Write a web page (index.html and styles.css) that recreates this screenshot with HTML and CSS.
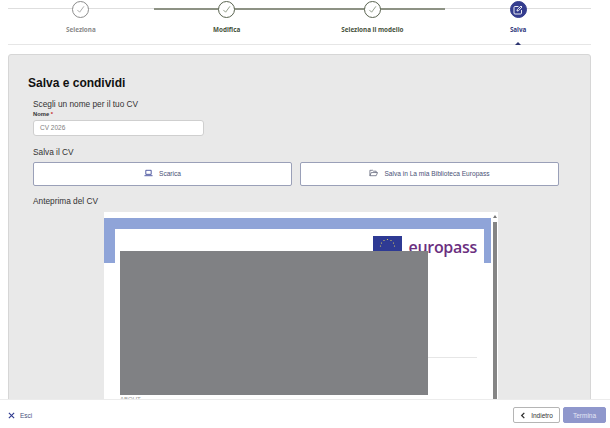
FILE: index.html
```html
<!DOCTYPE html>
<html lang="it">
<head>
    <meta charset="UTF-8">
    <meta name="viewport" content="width=device-width, initial-scale=1.0">
    <title>Salva e condividi</title>
    <link rel="stylesheet" href="styles.css">
</head>
<body>
    <div class="page">
        <!-- Stepper -->
        <div class="stepper">
            <div class="step">
                <span class="circle"><svg width="9" height="9" viewBox="0 0 10 10"><path d="M1.5 5.5 4 8 8.8 1.5" fill="none" stroke="#9a9a9a" stroke-width="0.9"/></svg></span>
                <span class="step-label">Seleziona</span>
            </div>
            <div class="step step-done">
                <span class="circle"><svg width="9" height="9" viewBox="0 0 10 10"><path d="M1.5 5.5 4 8 8.8 1.5" fill="none" stroke="#7c8a72" stroke-width="0.9"/></svg></span>
                <span class="step-label">Modifica</span>
            </div>
            <div class="step step-done">
                <span class="circle"><svg width="9" height="9" viewBox="0 0 10 10"><path d="M1.5 5.5 4 8 8.8 1.5" fill="none" stroke="#7c8a72" stroke-width="0.9"/></svg></span>
                <span class="step-label">Seleziona il modello</span>
            </div>
            <div class="step step-active">
                <span class="circle"><svg width="10" height="10" viewBox="0 0 10 10"><path d="M5.5 1.5H2a1 1 0 0 0-1 1V8a1 1 0 0 0 1 1h5.500a1 1 0 0 0 1-1V5M4 6l.3-1.500L8 1l1 1-3.500 3.700z" fill="none" stroke="#fff" stroke-width="0.9"/></svg></span>
                <span class="step-label">Salva</span>
            </div>
        </div>

        <!-- Main panel -->
        <div class="main">
            <div class="panel">
                <h1>Salva e condividi</h1>
                <div class="section">
                    <p class="section-title">Scegli un nome per il tuo CV</p>
                    <label class="field-label">Nome <span class="required">*</span></label>
                    <div class="text-input">CV 2026</div>

                    <p class="section-title save-title">Salva il CV</p>
                    <div class="save-buttons">
                        <button class="save-button">
                            <svg width="9" height="8" viewBox="0 0 10 8"><path d="M2 1h6v4.500H2zM.5 7h9" fill="none" stroke="#2f3a8f" stroke-width="0.9"/></svg>
                            Scarica
                        </button>
                        <button class="save-button">
                            <svg width="9" height="8" viewBox="0 0 10 8"><path d="M1 7V1h3l1 1h3v1.500M1 7l1.500-3.500h7L8 7z" fill="none" stroke="#555a70" stroke-width="0.8"/></svg>
                            Salva in La mia Biblioteca Europass
                        </button>
                    </div>

                    <p class="section-title preview-title">Anteprima del CV</p>
                    <div class="preview">
                        <div class="cv-page">
                            <div class="cv-frame">
                                <div class="cv-logo">
                                    <svg class="eu-flag" width="29" height="20" viewBox="0 0 29 20">
                                        <rect width="29" height="20" fill="#2e3a94"/>
                                        <g fill="#e8d95a">
                                            <circle cx="14.500" cy="3.500" r="0.600"/>
                                            <circle cx="18" cy="4.500" r="0.600"/>
                                            <circle cx="20.500" cy="7" r="0.600"/>
                                            <circle cx="21.500" cy="10" r="0.600"/>
                                            <circle cx="11" cy="4.500" r="0.600"/>
                                            <circle cx="8.500" cy="7" r="0.600"/>
                                            <circle cx="7.500" cy="10" r="0.600"/>
                                        </g>
                                    </svg>
                                    <span class="cv-brand">europass</span>
                                </div>
                            </div>
                            <div class="cv-rule"></div>
                            <div class="cv-small">ABOUT</div>
                        </div>
                        <div class="redacted"></div>
                        <div class="scrollbar"><span class="scroll-arrow"></span><span class="scroll-thumb"></span></div>
                    </div>
                </div>
            </div>
        </div>

        <!-- Footer -->
        <div class="footer">
            <a class="exit-link" href="#">
                <svg width="7" height="7" viewBox="0 0 8 8"><path d="M1 1l6 6M7 1 1 7" fill="none" stroke="#2f3a8f" stroke-width="1.300"/></svg>
                Esci
            </a>
            <div class="footer-buttons">
                <button class="back-button">
                    <svg width="6" height="7" viewBox="0 0 6 8"><path d="M4.500 1 1.500 4l3 3" fill="none" stroke="#333" stroke-width="1.500"/></svg>
                    Indietro
                </button>
                <button class="finish-button">Termina</button>
            </div>
        </div>
    </div>
</body>
</html>
```

FILE: styles.css
```css
body {
    margin: 0;
    background: #fff;
    font-family: "Liberation Sans", Arial, sans-serif;
    color: #222;
}

.page {
    height: 428px;
    display: flex;
    flex-direction: column;
    overflow: hidden;
}

/* Stepper */
.stepper {
    display: grid;
    grid-template-columns: repeat(4, 1fr);
    height: 44px;
    margin: 0 19px 0 8px;
    border-bottom: 1px solid #e6e6e6;
    flex-shrink: 0;
}

.step {
    position: relative;
    display: flex;
    flex-direction: column;
    align-items: center;
}

.step::before {
    content: '';
    position: absolute;
    left: 0;
    right: 0;
    top: 8px;
    height: 1px;
    background: #dedede;
}

.step-done::before {
    top: 8px;
    height: 2px;
    background: #8d9284;
}

.circle {
    position: relative;
    width: 15px;
    height: 15px;
    margin-top: 1px;
    border: 1px solid #8c8c8c;
    border-radius: 50%;
    background: #fff;
    display: flex;
    justify-content: center;
    align-items: center;
}

.step-done .circle {
    border-color: #5a6450;
}

.step-active .circle {
    background: #343c8e;
    border-color: #343c8e;
}

.step-label {
    margin-top: 7px;
    font-family: "Noto Sans", sans-serif;
    font-size: 6.300px;
    font-weight: 700;
    color: #8a8a8a;
}

.step-done .step-label {
    color: #46523c;
}

.step-active .step-label {
    color: #343c7e;
}

.step-active::after {
    content: '';
    position: absolute;
    left: 50%;
    bottom: -1px;
    margin-left: -3px;
    border-left: 3px solid transparent;
    border-right: 3px solid transparent;
    border-bottom: 3px solid #2c3470;
}

/* Panel */
.main {
    flex: 1;
    min-height: 0;
    overflow: hidden;
    padding: 9px 19px 0 8px;
}

.panel {
    height: 400px;
    box-sizing: border-box;
    background: #e9e9e9;
    border: 1px solid #d6d6d6;
    border-radius: 3px;
    padding: 21px 0 0 19px;
}

h1 {
    margin: 0;
    font-size: 12px;
    line-height: 15px;
    font-weight: 700;
    color: #111;
}

.section {
    padding-left: 5px;
}

.section-title {
    margin: 0;
    font-size: 8.300px;
    line-height: 11px;
    color: #333;
}

.section > .section-title:first-child {
    margin-top: 8px;
}

.field-label {
    display: block;
    font-size: 5.800px;
    line-height: 8px;
    font-weight: 700;
    color: #333;
}

.required {
    color: #c62828;
}

.text-input {
    width: 171px;
    height: 16px;
    box-sizing: border-box;
    margin-top: 2px;
    padding-left: 6px;
    background: #fff;
    border: 1px solid #cfcfcf;
    border-radius: 3px;
    font-size: 6.500px;
    line-height: 14px;
    color: #808080;
}

.save-title {
    margin-top: 11px;
}

.save-buttons {
    display: flex;
    gap: 8px;
    margin-top: 4px;
}

.save-button {
    width: 259px;
    height: 24px;
    padding: 0 0 2px;
    background: #fff;
    border: 1px solid #9aa0b8;
    border-radius: 2px;
    font-family: inherit;
    font-size: 6.600px;
    color: #4a5276;
    display: flex;
    justify-content: center;
    align-items: center;
    gap: 6px;
}

.preview-title {
    margin-top: 10px;
}

.preview {
    position: relative;
    width: 394px;
    height: 200px;
    margin: 5px 0 0 71px;
    background: #fff;
    overflow: hidden;
}

.cv-page {
    padding-top: 6px;
    width: 388px;
}

.cv-frame {
    height: 45px;
    box-sizing: border-box;
    border-top: 11px solid #8fa4d8;
    border-left: 11px solid #8fa4d8;
    border-right: 8px solid #8fa4d8;
    display: flex;
    justify-content: flex-end;
    padding: 7px 7px 0 0;
}

.cv-logo {
    display: flex;
    align-items: flex-start;
    gap: 7px;
}

.cv-brand {
    font-family: "Open Sans", sans-serif;
    font-size: 16px;
    line-height: 22px;
    font-weight: 600;
    color: #6b2f7f;
    letter-spacing: -0.3px;
}

.cv-rule {
    height: 1px;
    margin: 94px 15px 0 16px;
    background: #e6e6e6;
}

.cv-small {
    margin: 37px 0 0 16px;
    font-size: 6px;
    line-height: 8px;
    color: #999;
}

.redacted {
    position: absolute;
    left: 16px;
    top: 39px;
    width: 308px;
    height: 144px;
    background: #808184;
}

.scrollbar {
    position: absolute;
    right: 0;
    top: 0;
    bottom: 0;
    width: 7px;
    background: #fff;
    display: flex;
    flex-direction: column;
    align-items: center;
}

.scroll-arrow {
    margin-top: 3px;
    border-left: 2px solid transparent;
    border-right: 2px solid transparent;
    border-bottom: 3px solid #777;
}

.scroll-thumb {
    flex: 1;
    width: 4px;
    margin-top: 4px;
    background: #858585;
}

/* Footer */
.footer {
    position: relative;
    height: 29px;
    box-sizing: border-box;
    flex-shrink: 0;
    background: #fff;
    border-top: 1px solid #ececec;
    display: flex;
    justify-content: space-between;
    align-items: center;
    padding: 2px 4px 0 8px;
    margin-top: -29px;
}

.exit-link {
    display: flex;
    align-items: center;
    gap: 5px;
    font-size: 6.500px;
    color: #4a5280;
    text-decoration: none;
}

.footer-buttons {
    display: flex;
    gap: 3px;
}

.back-button,
.finish-button {
    height: 16px;
    padding: 0;
    border-radius: 2px;
    font-family: inherit;
    font-size: 6.500px;
    display: flex;
    justify-content: center;
    align-items: center;
}

.back-button {
    width: 47px;
    gap: 5px;
    background: #fff;
    border: 1px solid #b5b5b5;
    color: #333;
}

.finish-button {
    width: 43px;
    background: #8f97cc;
    border: 1px solid #8f97cc;
    color: #e4e6f5;
}
```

++++

On how many lines does the word "page" appear? Answer with only the number.

5